Members of the Bulgarian weightlifting team had one job—Olympic-style weightlifting. They had the time and resources to work out four times a day. We assume you won’t be going to the gym more than once daily. Furthermore, unless you’re a competitive weightlifter, you’re unconcerned with how much metal you can raise overhead one time. In that sense, the chief goal of the Bulgarian method is antithetical to bodybuilding, which is all about stimulating growth in all muscles and not at all about single-rep strength in the snatch and the clean and jerk.

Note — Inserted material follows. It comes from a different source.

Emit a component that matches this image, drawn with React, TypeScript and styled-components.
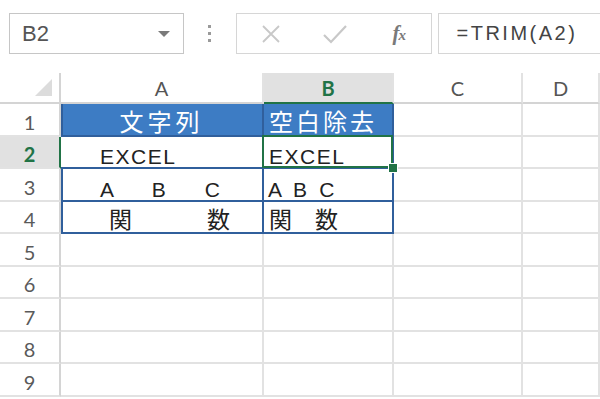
import styled, { createGlobalStyle } from 'styled-components';

const GlobalStyle = createGlobalStyle`
  html, body {
    margin: 0;
    padding: 0;
    background: #ffffff;
    overflow: hidden;
  }
  * {
    box-sizing: border-box;
  }
`;

const GREEN = '#217346';
const BLUE_FILL = '#3d7cc4';
const BLUE_LINE = '#305f9c';
const GRID = '#e2e2e2';
const HEAD_LINE = '#d4d4d4';

const Page = styled.div`
  width: 600px;
  height: 399px;
  overflow: hidden;
  background: #ffffff;
  font-family: 'Liberation Sans', 'Noto Sans CJK JP', sans-serif;
`;

const Toolbar = styled.div`
  display: flex;
  align-items: flex-start;
  height: 73px;
  padding: 13px 0 0 9px;
`;

const NameBox = styled.div`
  display: flex;
  align-items: center;
  justify-content: space-between;
  width: 183px;
  height: 41px;
  padding: 0 13px 0 12px;
  border: 1px solid #c6c6c6;
  font-size: 22px;
  color: #555555;
`;

const Caret = styled.span`
  width: 0;
  height: 0;
  border-left: 6px solid transparent;
  border-right: 6px solid transparent;
  border-top: 6px solid #7a7a7a;
`;

const Grip = styled.div`
  display: flex;
  flex-direction: column;
  align-items: center;
  justify-content: center;
  gap: 4px;
  width: 54px;
  height: 41px;
`;

const GripDot = styled.span`
  width: 3px;
  height: 3px;
  background: #9a9a9a;
`;

const ButtonBox = styled.div`
  display: flex;
  align-items: center;
  width: 196px;
  height: 41px;
  padding-left: 3px;
  border: 1px solid #d6d6d6;
`;

const ToolButton = styled.div`
  display: flex;
  align-items: center;
  justify-content: center;
  width: 64px;
  height: 100%;
`;

const FxMark = styled.span`
  font-family: 'Liberation Serif', serif;
  font-style: italic;
  font-weight: 700;
  font-size: 21px;
  color: #7a7a7a;
  letter-spacing: -1px;

  small {
    font-size: 15px;
  }
`;

const FormulaInput = styled.div`
  display: flex;
  align-items: center;
  width: 170px;
  height: 41px;
  margin-left: 6px;
  padding-left: 18px;
  border: 1px solid #d6d6d6;
  border-right: none;
  font-size: 20px;
  letter-spacing: 2.5px;
  color: #444444;
  white-space: nowrap;
`;

const Sheet = styled.div`
  display: grid;
  grid-template-columns: 61px 203px 130px 129px 1fr;
  grid-template-rows: 31px repeat(9, 32.5px);
`;

const Corner = styled.div`
  display: flex;
  align-items: flex-end;
  justify-content: flex-end;
  padding: 0 7px 6px 0;
  border-right: 2px solid ${HEAD_LINE};
  border-bottom: 2px solid ${HEAD_LINE};
`;

const ColHeader = styled.div<{ $active?: boolean }>`
  display: flex;
  align-items: center;
  justify-content: center;
  font-family: 'Lato', 'Liberation Sans', sans-serif;
  font-size: 20px;
  font-weight: ${(p) => (p.$active ? 700 : 400)};
  color: ${(p) => (p.$active ? GREEN : '#555555')};
  background: ${(p) => (p.$active ? '#e1e1e1' : '#ffffff')};
  border-right: 2px solid ${GRID};
  border-bottom: 2px solid ${(p) => (p.$active ? GREEN : HEAD_LINE)};
`;

const RowHeader = styled.div<{ $active?: boolean }>`
  display: flex;
  align-items: flex-end;
  justify-content: center;
  line-height: 1;
  padding-bottom: 3px;
  font-family: 'Lato', 'Liberation Sans', sans-serif;
  font-size: 20px;
  font-weight: ${(p) => (p.$active ? 700 : 400)};
  color: ${(p) => (p.$active ? GREEN : '#5a5a5a')};
  background: ${(p) => (p.$active ? '#e1e1e1' : '#ffffff')};
  border-right: 2px solid ${(p) => (p.$active ? GREEN : HEAD_LINE)};
  border-bottom: 2px solid ${GRID};
`;

type Tone = 'grid' | 'table' | 'title';

const Cell = styled.div<{
  $tone: Tone;
  $edge?: boolean;
  $center?: boolean;
  $pad?: number;
  $ls?: number;
  $size?: number;
  $selected?: boolean;
}>`
  position: relative;
  display: flex;
  align-items: flex-end;
  justify-content: ${(p) => (p.$center ? 'center' : 'flex-start')};
  padding-left: ${(p) => p.$pad ?? 0}px;
  line-height: 1;
  font-size: ${(p) => p.$size ?? 21}px;
  letter-spacing: ${(p) => p.$ls ?? 0}px;
  white-space: pre;
  color: ${(p) => (p.$tone === 'title' ? '#ffffff' : '#222222')};
  background: ${(p) => (p.$tone === 'title' ? BLUE_FILL : '#ffffff')};
  border-right: 2px solid ${(p) => (p.$tone === 'grid' ? GRID : BLUE_LINE)};
  border-bottom: 2px solid ${(p) => (p.$tone === 'grid' ? GRID : BLUE_LINE)};
  box-shadow: ${(p) => (p.$edge ? `inset 2px 0 0 ${BLUE_LINE}` : 'none')};

  ${(p) =>
    p.$selected &&
    `
    &::after {
      content: '';
      position: absolute;
      left: -2px;
      top: -2px;
      right: -1px;
      bottom: -1px;
      border: 2px solid ${GREEN};
      pointer-events: none;
    }
    &::before {
      content: '';
      position: absolute;
      right: -6px;
      bottom: -6px;
      width: 8px;
      height: 8px;
      background: ${GREEN};
      border: 1px solid #ffffff;
      z-index: 2;
    }
  `}
`;

type CellDef = {
  text?: string;
  tone: Tone;
  center?: boolean;
  pad?: number;
  ls?: number;
  size?: number;
  selected?: boolean;
};

const tableRows: CellDef[][] = [
  [
    { text: '文字列', tone: 'title', center: true, ls: 4, size: 24 },
    { text: '空白除去', tone: 'title', pad: 5, ls: 3, size: 24 },
  ],
  [
    { text: 'EXCEL', tone: 'table', pad: 39, ls: 1.5 },
    { text: 'EXCEL', tone: 'table', pad: 5, ls: 1.5, selected: true },
  ],
  [
    { text: 'A　B　C', tone: 'table', pad: 39, ls: 9 },
    { text: 'A B C', tone: 'table', pad: 4, ls: 3.2 },
  ],
  [
    { text: '関　　　数', tone: 'table', pad: 48, ls: 1.5, size: 23 },
    { text: '関　数', tone: 'table', pad: 5, size: 23 },
  ],
];

const columns = ['A', 'B', 'C', 'D'];
const rowCount = 9;

export default function App() {
  return (
    <Page>
      <GlobalStyle />
      <Toolbar>
        <NameBox>
          <span>B2</span>
          <Caret />
        </NameBox>
        <Grip>
          <GripDot />
          <GripDot />
          <GripDot />
        </Grip>
        <ButtonBox>
          <ToolButton>
            <svg width="20" height="20" viewBox="0 0 20 20">
              <path d="M2 2 L18 18 M18 2 L2 18" stroke="#c8c8c8" strokeWidth="1.8" fill="none" />
            </svg>
          </ToolButton>
          <ToolButton>
            <svg width="24" height="20" viewBox="0 0 24 20">
              <path d="M1 11 L8 18 L23 2" stroke="#c8c8c8" strokeWidth="2.2" fill="none" />
            </svg>
          </ToolButton>
          <ToolButton>
            <FxMark>
              f<small>x</small>
            </FxMark>
          </ToolButton>
        </ButtonBox>
        <FormulaInput>=TRIM(A2)</FormulaInput>
      </Toolbar>

      <Sheet>
        <Corner>
          <svg width="17" height="17" viewBox="0 0 17 17">
            <polygon points="17,0 17,17 0,17" fill="#dcdcdc" />
          </svg>
        </Corner>
        {columns.map((c) => (
          <ColHeader key={c} $active={c === 'B'}>
            {c}
          </ColHeader>
        ))}

        {Array.from({ length: rowCount }, (_, r) => {
          const defs = tableRows[r];
          return [
            <RowHeader key={`h${r}`} $active={r === 1}>
              {r + 1}
            </RowHeader>,
            ...[0, 1].map((ci) => {
              const d = defs?.[ci] ?? { tone: 'grid' as Tone };
              return (
                <Cell
                  key={`c${r}-${ci}`}
                  $tone={d.tone}
                  $edge={ci === 0 && !!defs && r !== 1}
                  $center={d.center}
                  $pad={d.pad}
                  $ls={d.ls}
                  $size={d.size}
                  $selected={d.selected}
                >
                  {d.text}
                </Cell>
              );
            }),
            <Cell key={`c${r}-2`} $tone="grid" />,
            <Cell key={`c${r}-3`} $tone="grid" />,
          ];
        })}
      </Sheet>
    </Page>
  );
}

Still, the Bulgarian method has applications for muscle-making. First, it can be adapted to a program more conducive to growth. As in our sample routine at the end of this article,  select four to six compound exercises that together hit most body parts. Keep your reps in the 8–12 range, and push sets to failure. Perform this same routine at least four times per week and continuously strive to use more weight or get more reps. Alternate one week of Bulgarian-style training with two weeks of a more traditional bodybuilding routine.

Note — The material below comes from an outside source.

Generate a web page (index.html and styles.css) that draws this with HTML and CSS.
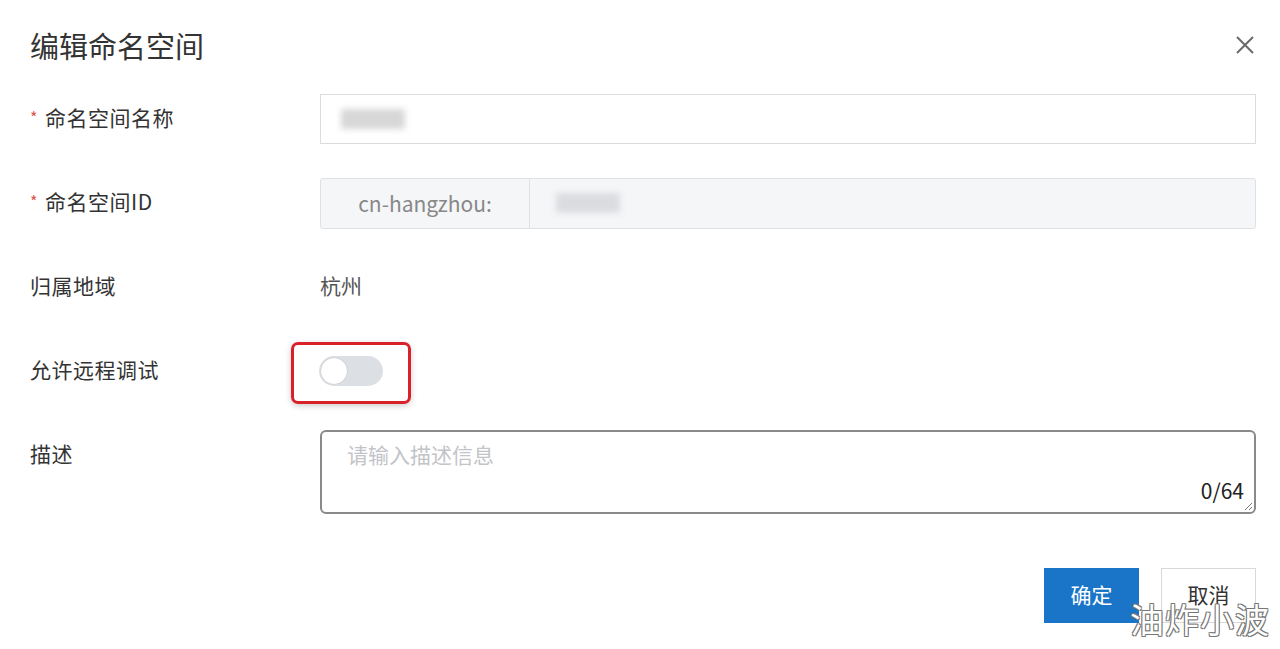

You can also do one exercise throughout a day. No, you won’t need to live in a gym. You can do curls with just a barbell or dumbbell, or you can work triceps with close-grip pushups. Do five sets of the exercise, ideally for 8–12 reps (though depending on the exercise and your strength, you may need to go higher), and do four or five such workouts in a day. Go through this one-exercise overload day once or twice per week in addition to your regular training, and skip working this targeted body part in your regular workouts.

 

Barbell

 CRAZY GAINS 

Whether you’re contemplating doing the same five-exercise workout five times per week or you hit one body part five times in a day, at first blush, it probably seems crazy. That’s what they said about Abadjiev’s innovation, until the Bulgarians repeatedly brought home the most medals. The method’s “craziness” is the key to its effectiveness because it forces your muscles to adapt to frequent and unexpected stress by growing stronger and bigger.

 BULGARIAN-METHOD BASICS 

  • To get stronger in a specific lift, focus on performing that lift with great frequency.
  • Do an exercise up to six days per week and in up to four workouts each day.
  • If you want to get stronger for single reps, do mostly single reps with near-maximum weights.
  • To guard against overtraining, alternate heavy and light cycles.

 BULGARIAN BODYBUILDING TIP SHEET 

  • Select no more than six exercises for your routine.
  • Focus on compound exercises, and push sets to failure.
  • Do the same routine four to six days per week.
  • You can also do one exercise, such as dumbbell curls (five sets of 10), multiple times in a day.

 BULGARIAN BODYBUILDING ROUTINE 

  • Deadlift | SETS: 5 | REPS: 8–12
  • Bench Press | SETS: 5 | REPS: 8–12
  • Squat | SETS: 5 | REPS: 8–12
  • Barbell Row | SETS: 5 | REPS: 8–12
  • Shoulder Press | SETS: 5 | REPS: 8–12

NOTE: Perform this routine four or five days per week.